Please write out the complete listing that follows, exactly as it reads.

— start of Collected material —

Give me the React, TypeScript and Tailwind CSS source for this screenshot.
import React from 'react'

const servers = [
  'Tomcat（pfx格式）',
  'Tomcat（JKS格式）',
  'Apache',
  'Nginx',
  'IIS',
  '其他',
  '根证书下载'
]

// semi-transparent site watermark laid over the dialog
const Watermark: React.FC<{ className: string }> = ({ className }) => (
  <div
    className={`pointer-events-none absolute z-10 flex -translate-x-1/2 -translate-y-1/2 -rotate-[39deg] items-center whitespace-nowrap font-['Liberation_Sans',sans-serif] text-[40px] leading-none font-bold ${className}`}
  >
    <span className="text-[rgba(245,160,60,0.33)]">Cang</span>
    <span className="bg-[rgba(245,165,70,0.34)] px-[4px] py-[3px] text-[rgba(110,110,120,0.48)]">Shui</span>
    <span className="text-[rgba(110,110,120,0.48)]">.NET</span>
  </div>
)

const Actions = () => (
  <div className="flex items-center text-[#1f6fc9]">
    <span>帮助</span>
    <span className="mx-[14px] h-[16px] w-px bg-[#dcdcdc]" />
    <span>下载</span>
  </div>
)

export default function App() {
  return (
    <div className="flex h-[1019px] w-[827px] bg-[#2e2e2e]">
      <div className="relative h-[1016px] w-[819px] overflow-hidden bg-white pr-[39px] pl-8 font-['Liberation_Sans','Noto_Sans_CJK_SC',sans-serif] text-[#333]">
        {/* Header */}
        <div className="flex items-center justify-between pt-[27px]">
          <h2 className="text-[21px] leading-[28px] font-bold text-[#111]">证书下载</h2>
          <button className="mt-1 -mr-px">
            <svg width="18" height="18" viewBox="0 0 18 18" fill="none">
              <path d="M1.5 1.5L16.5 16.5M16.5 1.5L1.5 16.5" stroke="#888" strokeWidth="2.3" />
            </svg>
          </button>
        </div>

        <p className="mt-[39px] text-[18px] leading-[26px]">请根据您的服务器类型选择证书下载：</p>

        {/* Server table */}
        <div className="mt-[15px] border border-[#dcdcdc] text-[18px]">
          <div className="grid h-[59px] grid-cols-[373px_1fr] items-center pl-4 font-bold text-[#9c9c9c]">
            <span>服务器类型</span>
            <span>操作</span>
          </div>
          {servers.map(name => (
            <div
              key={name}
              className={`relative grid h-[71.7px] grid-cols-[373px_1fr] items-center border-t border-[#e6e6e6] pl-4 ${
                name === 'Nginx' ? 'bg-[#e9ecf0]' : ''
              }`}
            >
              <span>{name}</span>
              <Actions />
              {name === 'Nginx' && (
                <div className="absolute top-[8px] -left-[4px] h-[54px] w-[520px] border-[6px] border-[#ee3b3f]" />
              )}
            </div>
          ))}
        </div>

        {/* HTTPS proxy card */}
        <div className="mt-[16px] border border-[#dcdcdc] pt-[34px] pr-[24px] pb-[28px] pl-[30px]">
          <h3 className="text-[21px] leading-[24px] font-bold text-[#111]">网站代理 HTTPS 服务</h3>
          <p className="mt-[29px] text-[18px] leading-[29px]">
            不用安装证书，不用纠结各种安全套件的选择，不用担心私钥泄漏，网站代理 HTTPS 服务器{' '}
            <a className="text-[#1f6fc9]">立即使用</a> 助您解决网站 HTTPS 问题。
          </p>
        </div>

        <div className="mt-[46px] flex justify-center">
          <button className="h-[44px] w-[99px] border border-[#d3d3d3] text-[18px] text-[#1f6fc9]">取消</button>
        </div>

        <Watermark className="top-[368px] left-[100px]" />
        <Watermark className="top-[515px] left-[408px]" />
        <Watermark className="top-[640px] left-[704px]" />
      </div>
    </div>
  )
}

— end of Collected material —

[The completed task]
Give me the React, TypeScript and Tailwind CSS source for this screenshot.
import React from 'react'

const servers = [
  'Tomcat（pfx格式）',
  'Tomcat（JKS格式）',
  'Apache',
  'Nginx',
  'IIS',
  '其他',
  '根证书下载'
]

// semi-transparent site watermark laid over the dialog
const Watermark: React.FC<{ className: string }> = ({ className }) => (
  <div
    className={`pointer-events-none absolute z-10 flex -translate-x-1/2 -translate-y-1/2 -rotate-[39deg] items-center whitespace-nowrap font-['Liberation_Sans',sans-serif] text-[40px] leading-none font-bold ${className}`}
  >
    <span className="text-[rgba(245,160,60,0.33)]">Cang</span>
    <span className="bg-[rgba(245,165,70,0.34)] px-[4px] py-[3px] text-[rgba(110,110,120,0.48)]">Shui</span>
    <span className="text-[rgba(110,110,120,0.48)]">.NET</span>
  </div>
)

const Actions = () => (
  <div className="flex items-center text-[#1f6fc9]">
    <span>帮助</span>
    <span className="mx-[14px] h-[16px] w-px bg-[#dcdcdc]" />
    <span>下载</span>
  </div>
)

export default function App() {
  return (
    <div className="flex h-[1019px] w-[827px] bg-[#2e2e2e]">
      <div className="relative h-[1016px] w-[819px] overflow-hidden bg-white pr-[39px] pl-8 font-['Liberation_Sans','Noto_Sans_CJK_SC',sans-serif] text-[#333]">
        {/* Header */}
        <div className="flex items-center justify-between pt-[27px]">
          <h2 className="text-[21px] leading-[28px] font-bold text-[#111]">证书下载</h2>
          <button className="mt-1 -mr-px">
            <svg width="18" height="18" viewBox="0 0 18 18" fill="none">
              <path d="M1.5 1.5L16.5 16.5M16.5 1.5L1.5 16.5" stroke="#888" strokeWidth="2.3" />
            </svg>
          </button>
        </div>

        <p className="mt-[39px] text-[18px] leading-[26px]">请根据您的服务器类型选择证书下载：</p>

        {/* Server table */}
        <div className="mt-[15px] border border-[#dcdcdc] text-[18px]">
          <div className="grid h-[59px] grid-cols-[373px_1fr] items-center pl-4 font-bold text-[#9c9c9c]">
            <span>服务器类型</span>
            <span>操作</span>
          </div>
          {servers.map(name => (
            <div
              key={name}
              className={`relative grid h-[71.7px] grid-cols-[373px_1fr] items-center border-t border-[#e6e6e6] pl-4 ${
                name === 'Nginx' ? 'bg-[#e9ecf0]' : ''
              }`}
            >
              <span>{name}</span>
              <Actions />
              {name === 'Nginx' && (
                <div className="absolute top-[8px] -left-[4px] h-[54px] w-[520px] border-[6px] border-[#ee3b3f]" />
              )}
            </div>
          ))}
        </div>

        {/* HTTPS proxy card */}
        <div className="mt-[16px] border border-[#dcdcdc] pt-[34px] pr-[24px] pb-[28px] pl-[30px]">
          <h3 className="text-[21px] leading-[24px] font-bold text-[#111]">网站代理 HTTPS 服务</h3>
          <p className="mt-[29px] text-[18px] leading-[29px]">
            不用安装证书，不用纠结各种安全套件的选择，不用担心私钥泄漏，网站代理 HTTPS 服务器{' '}
            <a className="text-[#1f6fc9]">立即使用</a> 助您解决网站 HTTPS 问题。
          </p>
        </div>

        <div className="mt-[46px] flex justify-center">
          <button className="h-[44px] w-[99px] border border-[#d3d3d3] text-[18px] text-[#1f6fc9]">取消</button>
        </div>

        <Watermark className="top-[368px] left-[100px]" />
        <Watermark className="top-[515px] left-[408px]" />
        <Watermark className="top-[640px] left-[704px]" />
      </div>
    </div>
  )
}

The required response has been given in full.